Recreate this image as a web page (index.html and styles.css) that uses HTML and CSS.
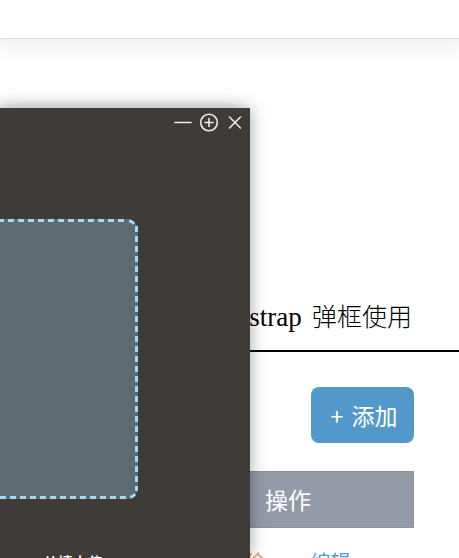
FILE: index.html
```html
<!DOCTYPE html>
<html lang="zh-CN">
<head>
<meta charset="utf-8">
<title>Bootstrap 弹框使用</title>
<link rel="stylesheet" href="styles.css">
</head>
<body>
<header class="topbar"></header>
<main class="page">
  <h1 class="title"><span class="latin">Bootstrap</span> 弹框使用</h1>
  <section class="content">
    <button class="add" type="button"><span class="plus">+</span>添加</button>
    <table class="records">
      <thead><tr><th scope="col">操作</th></tr></thead>
      <tbody><tr><td><div class="actions"><a class="remove" href="#">删除</a><a class="edit" href="#">编辑</a></div></td></tr></tbody>
    </table>
  </section>
</main>
<section class="dialog" role="dialog" aria-label="上传">
  <div class="controls">
    <button type="button" aria-label="最小化"><svg viewBox="0 0 20 20"><path d="M2 10.5H18"/></svg></button>
    <button type="button" aria-label="最大化"><svg viewBox="0 0 20 20"><circle cx="10" cy="10.5" r="8.3"/><path d="M6 10.5H14M10 6.5V14.5"/></svg></button>
    <button type="button" aria-label="关闭"><svg viewBox="0 0 20 20"><path d="M4.5 5L15.5 16M15.5 5L4.5 16"/></svg></button>
  </div>
  <div class="dropzone"><svg viewBox="0 0 138 280" aria-hidden="true"><path d="M-2 1.5H126"/><path d="M129 1.8Q133 2.5 135 6"/><path d="M136.5 7V272"/><path d="M135 275Q133 278 130 278.2"/><path d="M0 278.5H127"/></svg></div>
  <p class="hint">从墙上传</p>
</section>
</body>
</html>
```
FILE: styles.css
```css
* { box-sizing: border-box; }
body {
  margin: 0;
  height: 100vh;
  overflow: hidden;
  background: #fff;
  color: #000;
  font-family: "Noto Sans CJK SC", sans-serif;
}
.topbar {
  height: 39px;
  border-bottom: 1px solid #ddd;
  box-shadow: 0 -10px 28px 12px rgba(0, 0, 0, .1);
}
.title {
  margin: 0;
  padding: 256px 47px 0 0;
  height: 313px;
  border-bottom: 2px solid #000;
  text-align: right;
  font: 300 25px/44px "Liberation Serif", "Noto Sans CJK SC", serif;
  white-space: nowrap;
}
.latin {
  margin-right: 4px;
  font-size: 27px;
}
.content {
  display: flex;
  flex-direction: column;
  align-items: flex-end;
  gap: 28px;
  padding: 35px 45px 0 0;
}
.add {
  display: flex;
  align-items: center;
  justify-content: center;
  gap: 8px;
  width: 103px;
  height: 56px;
  padding: 0 0 0 3px;
  border: 0;
  border-radius: 8px;
  background: #5298ca;
  color: #fff;
  font: 400 23px "Noto Sans CJK SC", sans-serif;
}
.records { width: 260px; border-collapse: collapse; }
.records th {
  height: 56px;
  padding: 0 102px 2px 0;
  border: 1px solid #89919c;
  background: #939ba7;
  color: #fff;
  font-size: 23px;
  font-weight: 400;
  line-height: 34px;
  text-align: right;
}
.records td { padding: 19px 63px 0 0; }
.actions {
  display: flex;
  justify-content: flex-end;
  gap: 46px;
  font-size: 20px;
  line-height: 30px;
}
.actions a { text-decoration: none; }
.remove { color: #e89b6b; }
.edit { color: #4f9bcd; }
.dialog {
  position: absolute;
  top: 108px;
  bottom: 0;
  left: 0;
  width: 250px;
  background: #3f3b36;
  box-shadow: -12px 0 16px rgba(0, 0, 0, .1), 0 0 16px rgba(0, 0, 0, .35);
}
.controls {
  display: flex;
  justify-content: flex-end;
  gap: 6px;
  padding: 4px 5px 0 0;
}
.controls button {
  width: 20px;
  height: 20px;
  padding: 0;
  border: 0;
  background: none;
}
.controls svg {
  display: block;
  fill: none;
  stroke: #eee;
  stroke-width: 1.6;
  stroke-linecap: round;
}
.dropzone {
  height: 280px;
  margin: 87px 112px 0 0;
  border-radius: 0 12px 12px 0;
  background: #5e6b71;
}
.dropzone svg {
  display: block;
  width: 100%;
  height: 100%;
  fill: none;
  stroke: #a3d9ff;
  stroke-width: 3;
  stroke-dasharray: 6 4;
}
.hint {
  margin: 51px 0 0;
  padding-left: 43px;
  color: #fff;
  font-size: 15px;
  font-weight: 500;
  line-height: 24px;
}
```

# WHAT THE EXERCISE ASKS:
Reproduce the data word for word, excluding its pictures.

# FINAL RESULT:
Recreate this image as a web page (index.html and styles.css) that uses HTML and CSS.
FILE: index.html
```html
<!DOCTYPE html>
<html lang="zh-CN">
<head>
<meta charset="utf-8">
<title>Bootstrap 弹框使用</title>
<link rel="stylesheet" href="styles.css">
</head>
<body>
<header class="topbar"></header>
<main class="page">
  <h1 class="title"><span class="latin">Bootstrap</span> 弹框使用</h1>
  <section class="content">
    <button class="add" type="button"><span class="plus">+</span>添加</button>
    <table class="records">
      <thead><tr><th scope="col">操作</th></tr></thead>
      <tbody><tr><td><div class="actions"><a class="remove" href="#">删除</a><a class="edit" href="#">编辑</a></div></td></tr></tbody>
    </table>
  </section>
</main>
<section class="dialog" role="dialog" aria-label="上传">
  <div class="controls">
    <button type="button" aria-label="最小化"><svg viewBox="0 0 20 20"><path d="M2 10.5H18"/></svg></button>
    <button type="button" aria-label="最大化"><svg viewBox="0 0 20 20"><circle cx="10" cy="10.5" r="8.3"/><path d="M6 10.5H14M10 6.5V14.5"/></svg></button>
    <button type="button" aria-label="关闭"><svg viewBox="0 0 20 20"><path d="M4.5 5L15.5 16M15.5 5L4.5 16"/></svg></button>
  </div>
  <div class="dropzone"><svg viewBox="0 0 138 280" aria-hidden="true"><path d="M-2 1.5H126"/><path d="M129 1.8Q133 2.5 135 6"/><path d="M136.5 7V272"/><path d="M135 275Q133 278 130 278.2"/><path d="M0 278.5H127"/></svg></div>
  <p class="hint">从墙上传</p>
</section>
</body>
</html>
```
FILE: styles.css
```css
* { box-sizing: border-box; }
body {
  margin: 0;
  height: 100vh;
  overflow: hidden;
  background: #fff;
  color: #000;
  font-family: "Noto Sans CJK SC", sans-serif;
}
.topbar {
  height: 39px;
  border-bottom: 1px solid #ddd;
  box-shadow: 0 -10px 28px 12px rgba(0, 0, 0, .1);
}
.title {
  margin: 0;
  padding: 256px 47px 0 0;
  height: 313px;
  border-bottom: 2px solid #000;
  text-align: right;
  font: 300 25px/44px "Liberation Serif", "Noto Sans CJK SC", serif;
  white-space: nowrap;
}
.latin {
  margin-right: 4px;
  font-size: 27px;
}
.content {
  display: flex;
  flex-direction: column;
  align-items: flex-end;
  gap: 28px;
  padding: 35px 45px 0 0;
}
.add {
  display: flex;
  align-items: center;
  justify-content: center;
  gap: 8px;
  width: 103px;
  height: 56px;
  padding: 0 0 0 3px;
  border: 0;
  border-radius: 8px;
  background: #5298ca;
  color: #fff;
  font: 400 23px "Noto Sans CJK SC", sans-serif;
}
.records { width: 260px; border-collapse: collapse; }
.records th {
  height: 56px;
  padding: 0 102px 2px 0;
  border: 1px solid #89919c;
  background: #939ba7;
  color: #fff;
  font-size: 23px;
  font-weight: 400;
  line-height: 34px;
  text-align: right;
}
.records td { padding: 19px 63px 0 0; }
.actions {
  display: flex;
  justify-content: flex-end;
  gap: 46px;
  font-size: 20px;
  line-height: 30px;
}
.actions a { text-decoration: none; }
.remove { color: #e89b6b; }
.edit { color: #4f9bcd; }
.dialog {
  position: absolute;
  top: 108px;
  bottom: 0;
  left: 0;
  width: 250px;
  background: #3f3b36;
  box-shadow: -12px 0 16px rgba(0, 0, 0, .1), 0 0 16px rgba(0, 0, 0, .35);
}
.controls {
  display: flex;
  justify-content: flex-end;
  gap: 6px;
  padding: 4px 5px 0 0;
}
.controls button {
  width: 20px;
  height: 20px;
  padding: 0;
  border: 0;
  background: none;
}
.controls svg {
  display: block;
  fill: none;
  stroke: #eee;
  stroke-width: 1.6;
  stroke-linecap: round;
}
.dropzone {
  height: 280px;
  margin: 87px 112px 0 0;
  border-radius: 0 12px 12px 0;
  background: #5e6b71;
}
.dropzone svg {
  display: block;
  width: 100%;
  height: 100%;
  fill: none;
  stroke: #a3d9ff;
  stroke-width: 3;
  stroke-dasharray: 6 4;
}
.hint {
  margin: 51px 0 0;
  padding-left: 43px;
  color: #fff;
  font-size: 15px;
  font-weight: 500;
  line-height: 24px;
}
```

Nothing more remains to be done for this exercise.